'Tis The Season To Bust The Cold Myth

Brea from Colorado Writes:

It’s the cold and flu season and I am concerned about my two children. They are in school where kids are constantly getting sick. What preventative measures can I take to help them stay healthy during this season? Should they be out playing in the cold weather?

Dear Brea,

It is that time of year again and so many of us believe the old tales that have been passed down to us from our families and not from medical research. I want to help bust some of the myths that we typically hear and give you some real solutions on how to create a healthy environment for your family during the season.

Here are some of the basics:

1. Avoid The Cold Air, It Will Make You Sick!
Even though we call it a “cold”, the low temperatures won’t make you sick. I somehow was always drawn to be outside in the cold air as a child. I tended to have bronchial infections, as a child and the cold air always made it feel better. Of course, my family always advised against it. However, medical research tells us that cells that fight infection actually increase if you go out into the cold air. And according to the National Institute of Allergy and Infectious Diseases, cold viruses increase best at 91 degrees. The cold can actually be an immune booster.

2. Don’t Exercise In Cold Weather
We have always heard not to sweat in the cold, as we can get sick! Research published in Medicine and Science in Sports and Exercise tells us that performance can actually increase in colder temperatures. Endorphin levels spike harder which increases performance and advances the immune system. So letting your kids play outside in the snow making snowmen and sledding may be therapeutic for them!

3. Make Sure To Wear That Toboggan! 
There has been a theory that you need to wear a hat when it is cold outside because most of the heat in the body is lost through the head. Not true. Wearing a hat can help keep you warm but will not be causing hypothermia anytime soon. Heat can be lost from any part of the body that is exposed, not just the head. 

4. ”Drink Your Juice” To Prevent Colds
This has been around forever. We think juice equals vitamin C. Great for the immune system, right? Maybe. Juice can be loaded with sugar and can be as challenging to the immune system at times. Eating an entire orange is different than drinking orange juice. When the immune system is low, it is a great option to get your vitamin C through whole food sources and make sure to avoid any added sugars. I like taking the entire fruit and blending them in a high-speed blender to make sure you are getting all the nutrients as fresh as possible. Many organic juicing companies are providing this type of juice in the marketplace now. There was a study in 2013 from the University of Helsinki that showed that increased vitamin C could help at the early sign of some cold symptoms.
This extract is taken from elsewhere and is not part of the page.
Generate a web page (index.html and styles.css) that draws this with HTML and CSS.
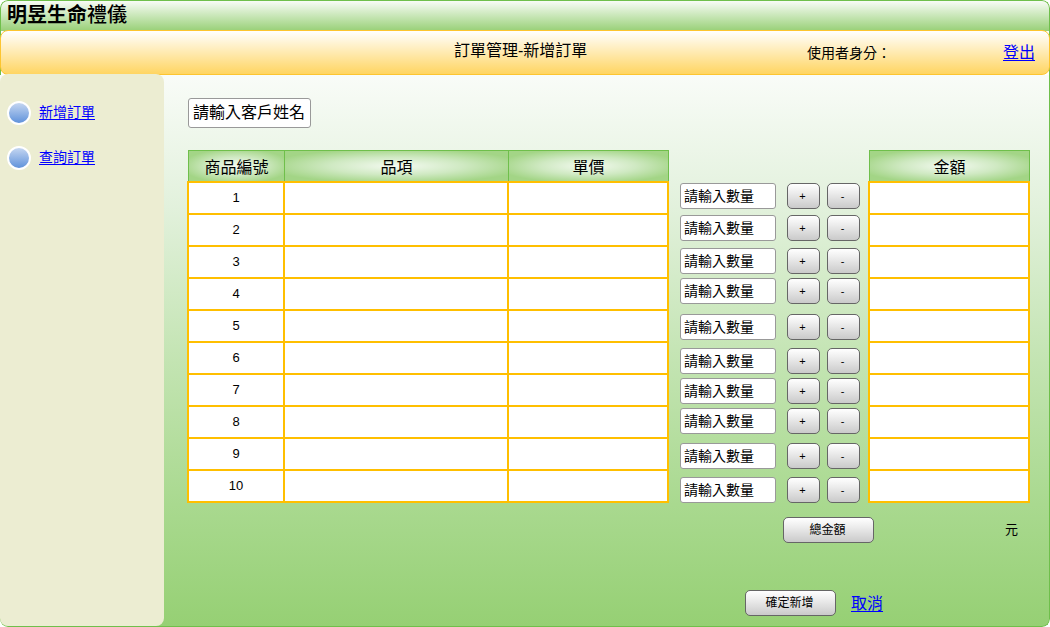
FILE: index.html
```
<!DOCTYPE html>
<html lang="zh-Hant">
<head>
<meta charset="utf-8">
<title>訂單管理-新增訂單</title>
<link rel="stylesheet" href="styles.css">
</head>
<body>
<div class="app">
  <header class="brand">明昱生命<span class="brand-light">禮儀</span></header>
  <div class="topbar">
    <h1 class="page-title">訂單管理-新增訂單</h1>
    <span class="user">使用者身分：</span>
    <a class="link logout" href="#">登出</a>
  </div>
  <div class="body">
    <nav class="sidebar">
      <div class="nav-item"><svg class="dot" viewBox="0 0 24 24"><defs><linearGradient id="ball" x1="0" y1="0" x2="0" y2="1"><stop offset="0" stop-color="#c9d9f2"/><stop offset="1" stop-color="#5b8fda"/></linearGradient></defs><circle cx="12" cy="12" r="11" fill="url(#ball)" stroke="#fff" stroke-width="2"/></svg><a class="link" href="#">新增訂單</a></div>
      <div class="nav-item"><svg class="dot" viewBox="0 0 24 24"><circle cx="12" cy="12" r="11" fill="url(#ball)" stroke="#fff" stroke-width="2"/></svg><a class="link" href="#">查詢訂單</a></div>
    </nav>
    <main class="main">
      <div class="field customer">請輸入客戶姓名</div>
      <div class="order">
        <section class="items">
          <div class="head"><span>商品編號</span><span>品項</span><span>單價</span></div>
          <div class="rows">
            <div class="row"><span>1</span><span></span><span></span></div>
            <div class="row"><span>2</span><span></span><span></span></div>
            <div class="row"><span>3</span><span></span><span></span></div>
            <div class="row"><span>4</span><span></span><span></span></div>
            <div class="row"><span>5</span><span></span><span></span></div>
            <div class="row"><span>6</span><span></span><span></span></div>
            <div class="row"><span>7</span><span></span><span></span></div>
            <div class="row"><span>8</span><span></span><span></span></div>
            <div class="row"><span>9</span><span></span><span></span></div>
            <div class="row"><span>10</span><span></span><span></span></div>
          </div>
        </section>
        <section class="quantities">
          <div class="qty"><div class="field">請輸入數量</div><button class="btn">+</button><button class="btn">-</button></div>
          <div class="qty"><div class="field">請輸入數量</div><button class="btn">+</button><button class="btn">-</button></div>
          <div class="qty"><div class="field">請輸入數量</div><button class="btn">+</button><button class="btn">-</button></div>
          <div class="qty"><div class="field">請輸入數量</div><button class="btn">+</button><button class="btn">-</button></div>
          <div class="qty"><div class="field">請輸入數量</div><button class="btn">+</button><button class="btn">-</button></div>
          <div class="qty"><div class="field">請輸入數量</div><button class="btn">+</button><button class="btn">-</button></div>
          <div class="qty"><div class="field">請輸入數量</div><button class="btn">+</button><button class="btn">-</button></div>
          <div class="qty"><div class="field">請輸入數量</div><button class="btn">+</button><button class="btn">-</button></div>
          <div class="qty"><div class="field">請輸入數量</div><button class="btn">+</button><button class="btn">-</button></div>
          <div class="qty"><div class="field">請輸入數量</div><button class="btn">+</button><button class="btn">-</button></div>
        </section>
        <section class="amounts">
          <div class="head"><span>金額</span></div>
          <div class="rows">
            <div class="row"><span></span></div>
            <div class="row"><span></span></div>
            <div class="row"><span></span></div>
            <div class="row"><span></span></div>
            <div class="row"><span></span></div>
            <div class="row"><span></span></div>
            <div class="row"><span></span></div>
            <div class="row"><span></span></div>
            <div class="row"><span></span></div>
            <div class="row"><span></span></div>
          </div>
        </section>
      </div>
      <div class="total"><button class="btn wide">總金額</button><span class="unit">元</span></div>
      <div class="actions"><button class="btn wide">確定新增</button><a class="link cancel" href="#">取消</a></div>
    </main>
  </div>
</div>
</body>
</html>
```
FILE: styles.css
```
* { box-sizing: border-box; }
body {
  margin: 0;
  background: #fff;
  color: #000;
  font-family: "Liberation Sans", "Noto Sans CJK TC", sans-serif;
  font-size: 14px;
}
.app {
  width: 1050px;
  height: 627px;
  display: flex;
  flex-direction: column;
  border-radius: 8px;
  overflow: hidden;
  background:
    linear-gradient(#6fbf4b, #6fbf4b) 0 30px / 1px 50px no-repeat,
    linear-gradient(#6fbf4b, #6fbf4b) 1049px 30px / 1px 50px no-repeat,
    #fff;
}
.brand {
  height: 31px;
  padding-left: 6px;
  border: 1px solid #6fbf4b;
  border-bottom: 0;
  border-radius: 8px 8px 0 0;
  background: linear-gradient(#f8fcf6, #98d077);
  font-size: 20px;
  line-height: 29px;
  font-weight: 700;
}
.brand-light { font-weight: 500; }
.topbar {
  height: 45px;
  flex: none;
  margin-top: -1px;
  display: flex;
  align-items: center;
  border: 1px solid #fdc530;
  border-radius: 8px;
  background: linear-gradient(#fff, #ffd562);
}
.page-title {
  width: 353px;
  margin: 0 0 3px 453px;
  font-size: 16px;
  line-height: 20px;
  font-weight: 400;
}
.user { width: 196px; line-height: 20px; }
.logout { font-size: 16px; line-height: 20px; }
.link { color: #00f; text-decoration: underline; text-decoration-thickness: 1px; text-underline-offset: 2px; }
.body {
  flex: 1;
  min-height: 0;
  display: flex;
  border-right: 1px solid #6fbf4b;
  border-bottom: 1px solid #6fbf4b;
  border-radius: 0 0 8px 8px;
  background: linear-gradient(#f9fcf8, #e2f1dc 24%, #c3e4b2 52%, #a9d98f 78%, #96d074);
}
.sidebar {
  width: 164px;
  margin-top: -1px;
  padding: 27px 0 0 7px;
  background: #ecedd2;
  border-radius: 8px;
}
.nav-item { height: 24px; margin-bottom: 21px; display: flex; align-items: center; gap: 8px; line-height: 21px; }
.nav-item .link { margin-bottom: 1px; }
.dot { width: 24px; height: 24px; }
.main { width: 885px; padding: 23px 0 0 23px; }
.field {
  flex: none;
  height: 26px;
  width: 96px;
  border: 1px solid #999;
  border-radius: 3px;
  background: #fff;
  padding-left: 3px;
  line-height: 24px;
  white-space: nowrap;
}
.customer { width: 123px; height: 30px; margin: 0 0 22px 1px; padding-left: 4px; font-size: 16px; line-height: 28px; }
.order { display: flex; height: 353px; }
.items { width: 482px; }
.head { height: 31px; margin-left: 1px; display: flex; border-left: 1px solid #6fbf4b; border-top: 1px solid #6fbf4b; }
.head span {
  flex: none;
  border-right: 1px solid #6fbf4b;
  background: radial-gradient(ellipse farthest-side, #f4faf1, #cfe9c2 60%, #a3d586 115%);
  text-align: center;
  font-size: 16px;
  line-height: 33px;
}
.items .head span:nth-child(1), .items .row span:nth-child(1) { width: 96px; }
.items .head span:nth-child(2), .items .row span:nth-child(2) { width: 224px; }
.items .head span:nth-child(3), .items .row span:nth-child(3) { width: 160px; }
.rows { border-left: 2px solid #ffbf00; border-top: 2px solid #ffbf00; }
.row { display: flex; height: 32px; }
.row span {
  border-right: 2px solid #ffbf00;
  border-bottom: 2px solid #ffbf00;
  background: #fff;
  text-align: center;
  font-size: 13px;
  line-height: 30px;
}
.quantities { width: 188px; padding: 33px 0 0 11px; }
.qty { display: flex; height: 26px; margin-bottom: 4px; }
.qty:nth-child(1) { margin-bottom: 6px; }
.qty:nth-child(2) { margin-bottom: 7px; }
.qty:nth-child(4) { margin-bottom: 10px; }
.qty:nth-child(5), .qty:nth-child(9) { margin-bottom: 8px; }
.qty:nth-child(8) { margin-bottom: 9px; }
.qty .field { margin-right: 11px; }
.btn {
  flex: none;
  width: 33px;
  height: 26px;
  margin-right: 7px;
  padding: 0 2px 0 0;
  border: 1px solid #666;
  border-radius: 5px;
  background: linear-gradient(#fff, #f0f0f0 30%, #cacaca);
  color: #000;
  font-family: inherit;
  font-size: 12px;
  line-height: 22px;
}
.qty .btn { margin-right: 7px; font-size: 11px; }
.qty .btn:last-child { margin-right: 0; }
.amounts { width: 162px; margin-left: 11px; }
.amounts .head { margin-right: 0; }
.amounts .head span { width: 160px; }
.amounts .row span { width: 160px; }
.wide { width: 91px; margin: 0; }
.total { display: flex; margin: 14px 0 0 596px; }
.unit { margin-left: 131px; font-size: 13px; line-height: 25px; }
.actions { display: flex; margin: 47px 0 0 558px; }
.cancel { margin-left: 15px; font-size: 16px; line-height: 27px; }
```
5. A Hot Toddy Will Do The Trick  
I have seen parents give their kids small amounts of alcohol to help “boost” the immune system and help with sleep. This may not be the best option. Many researchers advise against this and the reason is quite clear. The alcohol will cause the blood to rush toward the skin and away from vital organs. This can decrease the nutrition that needs to be getting to key areas for proper healing. Also, alcohol is a depressant to the immune system and may slow down the healing process.

Typically to keep your kids healthy during the winter months it is sticking with the basics. Most pediatricians and health care practitioners adhere to these keys below.

1.Eat plenty of fruits and vegetables

2.Get proper rest

3.Consider including Vitamin D3, Multi-Vitamin, probiotics, and fish oil in their daily routine

4.Wash their hands frequently

5.Consider essential oils to keep the immune system strong. Theaves, peppermint, and oregano are great all-around options.

6.Drink plenty of water and unsweetened teas.